Em 4 de julho de 2012, os experimentos ATLAS e CMS no Large Hadron Collider do CERN (Organização Europeia para a Pesquisa Nuclear) anunciaram que cada um deles observou uma partícula com massa em torno de 125 GeV, medida consistente com o bóson de Higgs. Isso é cerca de 100 vezes mais pesado do que um próton.
Durante o ano, os cientistas confirmaram que a partícula observada era mesmo o bóson de Higgs, mas os experimentos continuaram para detectar o decaimento do bóson em outras partículas. Por exemplo, o Modelo Padrão prevê que o bóson de Higgs decai em um par de quarks bottom em cerca de 60% das vezes, mas isso só foi comprovado com maior grau de certeza em 2018.
Já o decaimento em dois múons é um dos mais raros que se pode detectar, e isso provaria o acoplamento com o campo de Higgs pela primeira vez. Atualmente, é isso o que os cientistas do CERN estão tentando obter. Já há evidências convincentes de que este decaimento está ocorrendo, com um "excesso" de múons voando nas colisões de feixes do acelerador de partículas.
O problema é que há várias maneiras de produzir múons "acidentalmente" em excesso, por isso é difícil ter certeza de que essas observações são resultado direto do decaimento do bóson de Higgs.
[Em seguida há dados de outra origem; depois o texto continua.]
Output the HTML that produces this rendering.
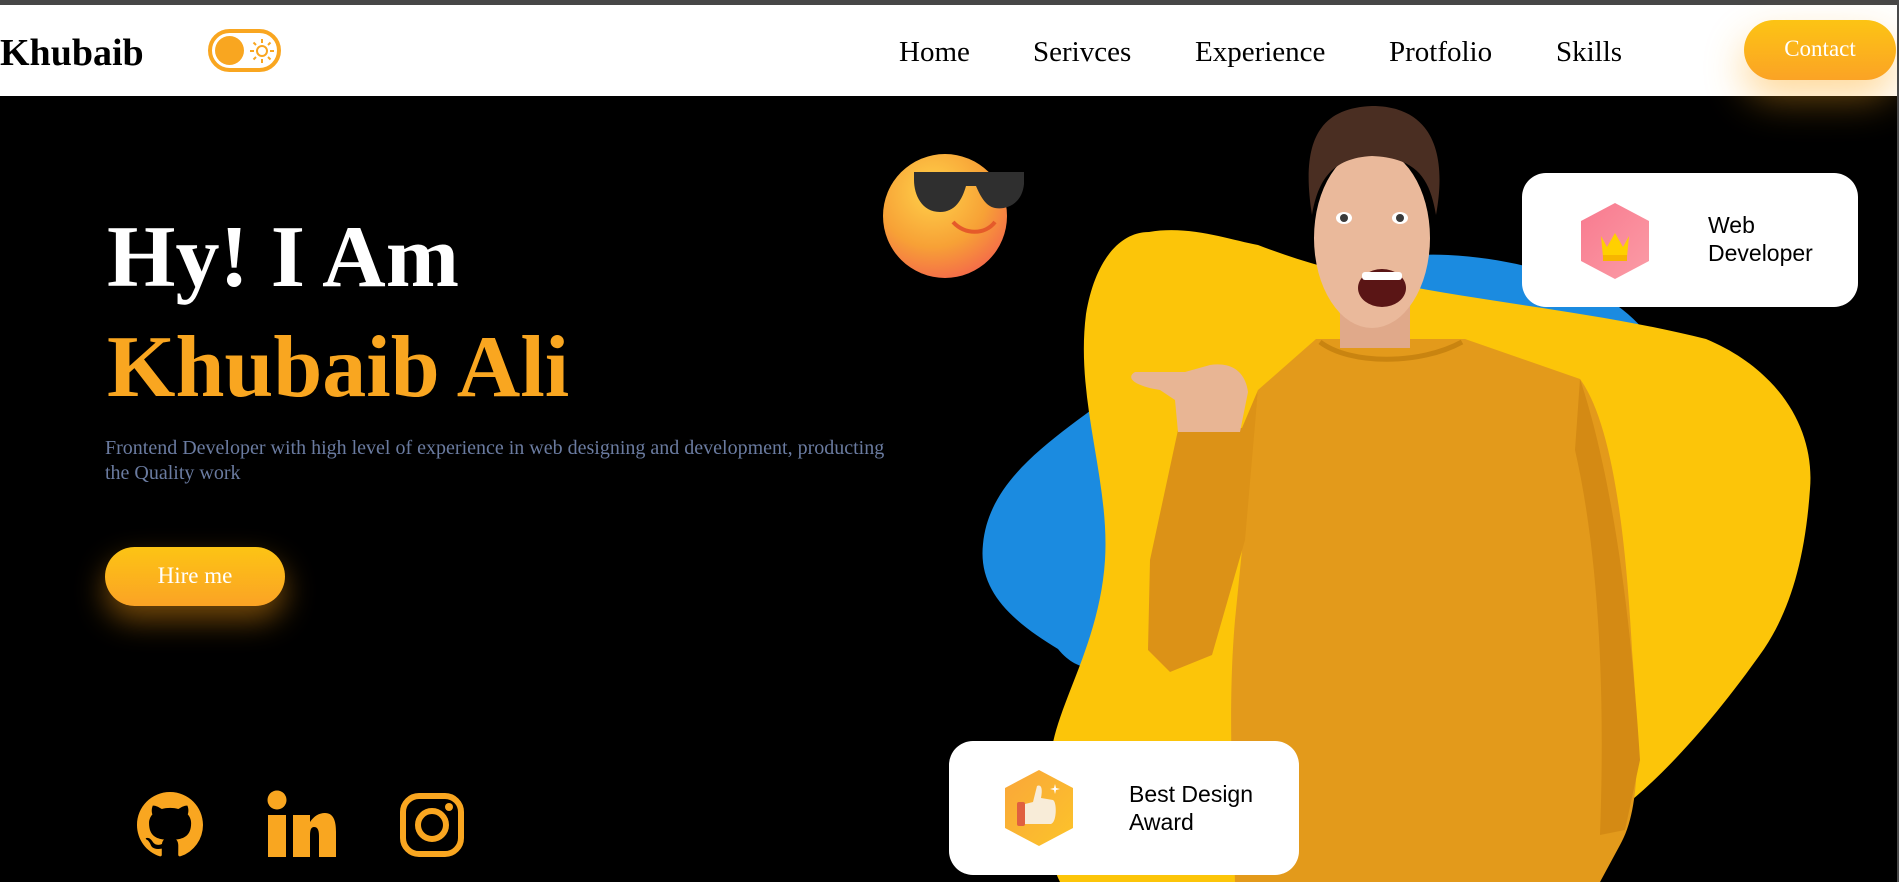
<!DOCTYPE html>
<html><head><meta charset="utf-8"><style>
*{margin:0;padding:0;box-sizing:border-box}
html,body{width:1899px;height:882px;overflow:hidden;background:#000;font-family:"Liberation Serif",serif}
.top{position:absolute;left:0;top:0;width:1899px;height:5px;background:#474747}
.rb{position:absolute;right:0;top:0;width:2px;height:882px;background:#4a4a4a;z-index:20}
header{position:absolute;left:0;top:5px;width:1899px;height:91px;background:#fff}
.logo{position:absolute;left:0;top:29px;font-weight:bold;font-size:38px;color:#000;line-height:1}
.tog{position:absolute;left:208px;top:24px;width:73px;height:43px;border:4px solid #f9a620;border-radius:22px}
.tog .c{position:absolute;left:3px;top:3px;width:29px;height:29px;border-radius:50%;background:#f9a620}
nav a{position:absolute;top:33px;font-size:29px;color:#000;text-decoration:none;line-height:1}
.contact{position:absolute;left:1744px;top:20px;width:152px;height:60px;border-radius:30px;background:linear-gradient(#fcc414,#fba325);color:#fff;font-size:23px;text-align:center;line-height:58px;box-shadow:0 18px 40px rgba(255,170,30,.45)}
h1{position:absolute;left:107px;font-size:88px;font-weight:bold;line-height:1;white-space:nowrap}
.p{position:absolute;left:105px;top:436px;width:800px;font-size:20px;line-height:25px;color:#6a7ba0}
.hire{position:absolute;left:105px;top:547px;width:180px;height:59px;border-radius:30px;background:linear-gradient(#fcc414,#fba325);color:#fff;font-size:23px;text-align:center;line-height:58px;box-shadow:0 14px 30px rgba(255,160,20,.45)}
.card{position:absolute;background:#fff;border-radius:24px;font-family:"Liberation Sans",sans-serif;font-size:23px;color:#000;line-height:28px}
</style></head><body>
<div class="top"></div><div class="rb"></div>
<header>
<div class="logo">Khubaib</div>
<div class="tog"><div class="c"></div>
<svg style="position:absolute;left:36px;top:4px" width="28" height="28" viewBox="0 0 28 28" fill="none" stroke="#f9a620" stroke-width="2"><circle cx="14" cy="14" r="5"/><path d="M14 2v4M14 22v4M2 14h4M22 14h4M5.5 5.5l2.5 2.5M20 20l2.5 2.5M5.5 22.5L8 20M20 8l2.5-2.5"/></svg></div>
<nav><a style="left:899px">Home</a><a style="left:1033px">Serivces</a><a style="left:1195px">Experience</a><a style="left:1389px">Protfolio</a><a style="left:1556px">Skills</a></nav>
</header>
<div class="contact">Contact</div>

<h1 style="top:214px;color:#fff">Hy! I Am</h1>
<h1 style="top:324px;color:#f9a620">Khubaib Ali</h1>
<div class="p">Frontend Developer with high level of experience in web designing and development, producting the Quality work</div>
<div class="hire">Hire me</div>

<svg style="position:absolute;left:0;top:0" width="1899" height="882">
<defs><radialGradient id="eg" cx="40%" cy="30%" r="75%"><stop offset="0" stop-color="#ffd24a"/><stop offset=".6" stop-color="#f7a136"/><stop offset="1" stop-color="#f4684a"/></radialGradient>
<linearGradient id="pk" x1="0" y1="0" x2="1" y2="1"><stop offset="0" stop-color="#f87a8f"/><stop offset="1" stop-color="#fb9ca6"/></linearGradient>
<linearGradient id="yl" x1="0" y1="0" x2="1" y2="1"><stop offset="0" stop-color="#f9a63a"/><stop offset="1" stop-color="#fcc42a"/></linearGradient></defs>
<path d="M983 544 C990 470 1070 430 1130 380 C1250 290 1360 250 1448 255 C1540 260 1610 290 1643 329 C1680 380 1500 470 1300 560 C1150 640 1100 700 1058 649 C1010 620 978 590 983 544Z" fill="#1b8be0"/>
<path d="M1086 314 C1095 260 1120 232 1149 232 C1190 225 1230 240 1258 245 C1400 300 1550 300 1706 339 C1780 370 1815 430 1810 489 C1805 560 1790 610 1764 649 C1700 740 1640 800 1591 830 C1500 870 1400 882 1304 882 L1060 882 C1040 840 1045 790 1052 748 C1060 700 1100 640 1105 560 C1110 480 1075 400 1086 314Z" fill="#fcc509"/>
<path d="M1316 339 L1465 339 L1580 379 C1610 420 1625 520 1632 650 C1640 750 1640 810 1620 845 L1600 882 L1235 882 C1232 780 1228 700 1235 620 L1258 390 Z" fill="#e39a1b"/>
<path d="M1258 390 L1245 540 L1212 655 L1170 672 L1148 650 L1150 560 L1178 430 L1242 428 Z" fill="#dc9217"/>
<path d="M1320 342 C1350 365 1420 365 1462 342" stroke="#c98410" stroke-width="5" fill="none"/>
<path d="M1580 379 C1610 470 1630 600 1640 760 L1625 830 L1600 835 C1605 700 1600 560 1575 450Z" fill="#d48a14"/>
<path d="M1178 432 L1240 432 L1248 392 C1245 370 1230 362 1210 365 L1185 372 L1135 372 C1125 378 1135 386 1160 390 L1175 400 Z" fill="#e8b594"/>
<rect x="1340" y="300" width="70" height="48" fill="#e0a98a"/>
<ellipse cx="1372" cy="238" rx="58" ry="90" fill="#eab99b"/>
<path d="M1312 215 C1300 140 1320 108 1372 106 C1430 106 1448 150 1436 215 C1430 180 1418 158 1372 156 C1332 158 1318 180 1312 215Z" fill="#4a2e22"/>
<ellipse cx="1344" cy="218" rx="8" ry="6" fill="#fff"/><circle cx="1344" cy="218" r="4" fill="#3a3a3a"/>
<ellipse cx="1400" cy="218" rx="8" ry="6" fill="#fff"/><circle cx="1400" cy="218" r="4" fill="#3a3a3a"/>
<ellipse cx="1382" cy="288" rx="24" ry="19" fill="#5a1515"/>
<rect x="1362" y="272" width="40" height="8" rx="3" fill="#fff"/>
<circle cx="945" cy="216" r="62" fill="url(#eg)"/>
<path d="M914 172 L1024 172 L1024 184 C1022 205 1005 210 995 208 C985 206 980 195 976 186 L966 186 C962 200 955 212 940 212 C922 212 914 195 914 180Z" fill="#2f2f2f"/>
<path d="M953 222 C965 235 985 235 995 222" stroke="#e55a2a" stroke-width="4" fill="none"/>
<g transform="translate(137 792) scale(4.125)"><path fill="#f9a620" d="M8 0C3.58 0 0 3.58 0 8c0 3.54 2.29 6.53 5.47 7.59.4.07.55-.17.55-.38 0-.19-.01-.82-.01-1.49-2.01.37-2.53-.49-2.69-.94-.09-.23-.48-.94-.82-1.13-.28-.15-.68-.52-.01-.53.63-.01 1.08.58 1.23.82.72 1.21 1.870.87 2.33.66.07-.52.28-.87.51-1.07-1.78-.2-3.64-.89-3.64-3.95 0-.87.31-1.59.82-2.15-.08-.2-.36-1.02.08-2.12 0 0 .67-.21 2.2.82.64-.18 1.32-.27 2-.27.68 0 1.36.09 2 .27 1.53-1.04 2.2-.82 2.2-.82.44 1.1.16 1.92.08 2.12.51.56.82 1.27.82 2.15 0 3.07-1.87 3.75-3.65 3.95.29.25.54.73.54 1.48 0 1.07-.01 1.93-.01 2.2 0 .21.15.46.55.38A8.013 8.013 0 0 0 16 8c0-4.42-3.58-8-8-8z"/></g>
<circle cx="277" cy="800" r="9.5" fill="#f9a620"/>
<rect x="268" y="815" width="18" height="42" fill="#f9a620"/>
<path d="M293 815 H310 V822 C314 816 319 813 325 813 C333 813 336 820 336 832 V857 H319 V836 C319 829 317 827 314 827 C311 827 310 830 310 836 V857 H293Z" fill="#f9a620"/>
<rect x="403" y="796" width="58" height="58" rx="16" fill="none" stroke="#f9a620" stroke-width="6"/>
<circle cx="432" cy="825" r="14" fill="none" stroke="#f9a620" stroke-width="6"/>
<circle cx="449" cy="807" r="4" fill="#f9a620"/>
</svg>

<div class="card" style="left:1522px;top:173px;width:336px;height:134px">
<svg style="position:absolute;left:57px;top:28px" width="72" height="80" viewBox="0 0 72 80"><path d="M36 2 L70 20 L70 60 L36 78 L2 60 L2 20Z" fill="url(#pk)"/><path d="M22 35 L28 46 L36 32 L44 46 L50 35 L48 56 L24 56Z" fill="#ffd000"/><rect x="24" y="54" width="24" height="6" fill="#f7b500"/></svg>
<div style="position:absolute;left:186px;top:38px">Web<br>Developer</div></div>

<div class="card" style="left:949px;top:741px;width:350px;height:134px">
<svg style="position:absolute;left:54px;top:27px" width="72" height="80" viewBox="0 0 72 80"><path d="M36 2 L70 20 L70 60 L36 78 L2 60 L2 20Z" fill="url(#yl)"/><rect x="14" y="34" width="8" height="24" rx="2" fill="#e06040"/><path d="M22 36 L30 34 L34 18 C38 16 40 20 38 30 L50 32 C54 34 54 54 48 56 L22 56Z" fill="#f8ecd8"/><path d="M52 16 l1 4 4 1 -4 1 -1 4 -1 -4 -4 -1 4 -1z" fill="#fff"/></svg>
<div style="position:absolute;left:180px;top:39px">Best Design<br>Award</div></div>
</body></html>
Já estão em uso inteligências artificiais para tentar separar o "ruído de fundo" dos múons que os físicos estão procurando.
Em 8 de outubro de 2013, o Prêmio Nobel de Física foi concedido a François Englert e Peter Higgs “pela descoberta teórica de um mecanismo que contribui para nossa compreensão da origem da massa de partículas subatômicas”. Graças aos teóricos e aos cientistas do CERN, e muitas outras contribuições ao longo de 40 anos, sabemos um pouco mais sobre a origem da matéria no universo.